Nicolas Laffont, journaliste spécialisé dans les affaires militaires, avait 2109 images et 814 vidéos de pornographie juvénile dans ses ordinateurs, selon les enquêteurs du Service de police de la Ville de Montréal (SPVM). Mais parce que les policiers n’ont pas tenu compte de l’importance de protéger la confidentialité des sources journalistiques lors de leurs perquisitions, en 2018, le journaliste a réussi à convaincre le tribunal de rejeter ces preuves amassées contre lui.

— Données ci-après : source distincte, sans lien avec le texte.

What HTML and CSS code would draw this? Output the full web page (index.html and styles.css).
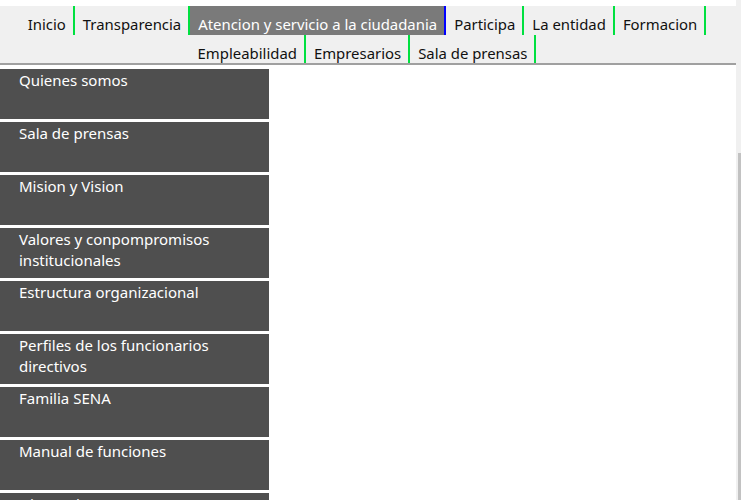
FILE: index.html
```html
<!DOCTYPE html>
<html lang="es">
<head>
<meta charset="utf-8">
<title>SENA</title>
<link rel="stylesheet" href="styles.css">
</head>
<body>
<div class="frame">
  <div class="page">
    <nav class="topnav">
      <ul class="nav-row">
        <li class="nav-item">Inicio</li>
        <li class="nav-item">Transparencia</li>
        <li class="nav-item active">Atencion y servicio a la ciudadania</li>
        <li class="nav-item">Participa</li>
        <li class="nav-item">La entidad</li>
        <li class="nav-item">Formacion</li>
      </ul>
      <ul class="nav-row">
        <li class="nav-item">Empleabilidad</li>
        <li class="nav-item">Empresarios</li>
        <li class="nav-item">Sala de prensas</li>
      </ul>
    </nav>
    <ul class="sidebar">
      <li class="side-item">Quienes somos</li>
      <li class="side-item">Sala de prensas</li>
      <li class="side-item">Mision y Vision</li>
      <li class="side-item">Valores y conpompromisos institucionales</li>
      <li class="side-item">Estructura organizacional</li>
      <li class="side-item">Perfiles de los funcionarios directivos</li>
      <li class="side-item">Familia SENA</li>
      <li class="side-item">Manual de funciones</li>
      <li class="side-item">Directorio SENA</li>
    </ul>
  </div>
  <div class="scrollbar">
    <div class="scroll-thumb"></div>
  </div>
</div>
</body>
</html>
```

FILE: styles.css
```css
html, body {
  margin: 0;
  padding: 0;
  background: #ffffff;
  overflow: hidden;
}

body {
  font-family: "Noto Sans", "Open Sans", sans-serif;
  font-size: 15px;
  color: #111111;
}

.frame {
  display: flex;
  height: 500px;
  overflow: hidden;
}

.page {
  flex: 1;
  padding-top: 6px;
  overflow: hidden;
}

.topnav {
  background: #f0f0f0;
  border-bottom: 2px solid #a0a0a0;
  padding-right: 10px;
}

.nav-row {
  list-style: none;
  margin: 0;
  padding: 0;
  display: flex;
  justify-content: center;
}

.nav-item {
  height: 29px;
  box-sizing: border-box;
  padding: 8px 7px 0 8px;
  line-height: 20px;
  border-right: 2px solid #00e040;
  white-space: nowrap;
  font-size: 14.9px;
}

.nav-row:last-child .nav-item {
  height: 28px;
}

.nav-item.active {
  background: #7a7a7a;
  color: #ffffff;
  border-right-color: #0000ff;
}

.sidebar {
  list-style: none;
  margin: 4px 0 0 0;
  padding: 0;
  width: 269px;
  display: flex;
  flex-direction: column;
  gap: 3px;
}

.side-item {
  background: #4f4f4f;
  color: #ffffff;
  height: 50px;
  box-sizing: border-box;
  padding: 1px 10px 0 19px;
  line-height: 21px;
}

.scrollbar {
  width: 5px;
  background: #f0f0f0;
  display: flex;
  flex-direction: column;
  align-items: flex-end;
  padding-top: 153px;
  box-sizing: border-box;
}

.scroll-thumb {
  width: 3px;
  flex: 1;
  background: #c2c2c2;
}
```
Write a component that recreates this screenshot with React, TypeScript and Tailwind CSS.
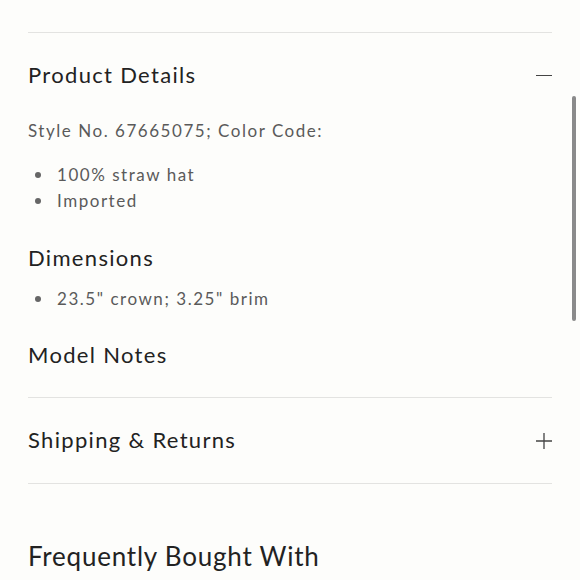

« Les agissements de l’État donnent à penser que le matériel journalistique et la confidentialité des sources ont peu ou pas d’importance et ne revêtent aucune utilité réelle pour les citoyens. Or, ils sont à la base du journalisme d’enquête et plus largement de la liberté d’expression », a souligné la juge Josée Bélanger, de la Cour du Québec, dans une décision rendue mardi au palais de justice de Montréal.

« L’inconduite policière est grave, a-t-elle ajouté. Admettre en preuve des éléments obtenus dans les conditions décrites enverrait le message que les tribunaux tolèrent de graves écarts de la part des policiers et ternirait la réputation du système judiciaire. »

Nicolas Laffont, fondateur et éditeur du site web 45enord.ca, fait face à six chefs d’accusation de possession et de distribution de pornographie juvénile, pour des gestes survenus entre juillet 2015 et août 2017.

En mars 2018, en perquisitionnant pour trouver des images pornographiques afin d’étayer leur preuve, les policiers ont saisi du matériel informatique utilisé à des fins professionnelles par l’accusé.

Sur l’ordinateur portable de Nicolas Laffont, on retrouvait notamment « les fichiers de l’entreprise, des articles, des contrats, de la facturation, les coordonnées de ‟personnes clés” et de personnes-ressources, des enquêtes et des documents sensibles », détaille le jugement.

La loi de 2017 ignorée

Or, les mandats de perquisition ont été obtenus par la voie « classique » du Code criminel, et non selon les dispositions spécifiquement prévues pour les journalistes. Les policiers doivent en effet respecter des règles très sévères pour obtenir un mandat de perquisition visant un journaliste, depuis l’entrée en vigueur de la Loi sur la protection des sources journalistiques, en octobre 2017, dans la foulée de l’affaire Lagacé.

Dorénavant, un juge de la Cour du Québec ou de la Cour supérieure doit autoriser ces mandats, et non pas un juge de paix magistrat, et les documents saisis doivent être mis sous scellés. Mais rien de cela n’a été fait par le SPVM, souligne le jugement, alors que les policiers savaient que Nicolas Laffont était journaliste.

Le matériel informatique a été traité et visionné par plusieurs personnes sans considération pour le fait qu’il pouvait s’y trouver du matériel journalistique, des documents sensibles ou susceptibles de révéler des sources journalistiques.

La juge Josée Bélanger, de la Cour du Québec

Le procureur de la Couronne, Me Jérôme Laflamme, s’est dit « surpris » de voir la preuve contre l’accusé ainsi rejetée.

« Maintenant, il faut tenir le procès, mais comme la preuve est exclue, je n’aurai probablement pas grand-chose à présenter », a-t-il admis, après que la décision eut été rendue, ajoutant qu’il allait se pencher sur la possibilité de porter le jugement en appel.

S’il n’y a plus de preuve contre lui, l’accusé sera automatiquement acquitté.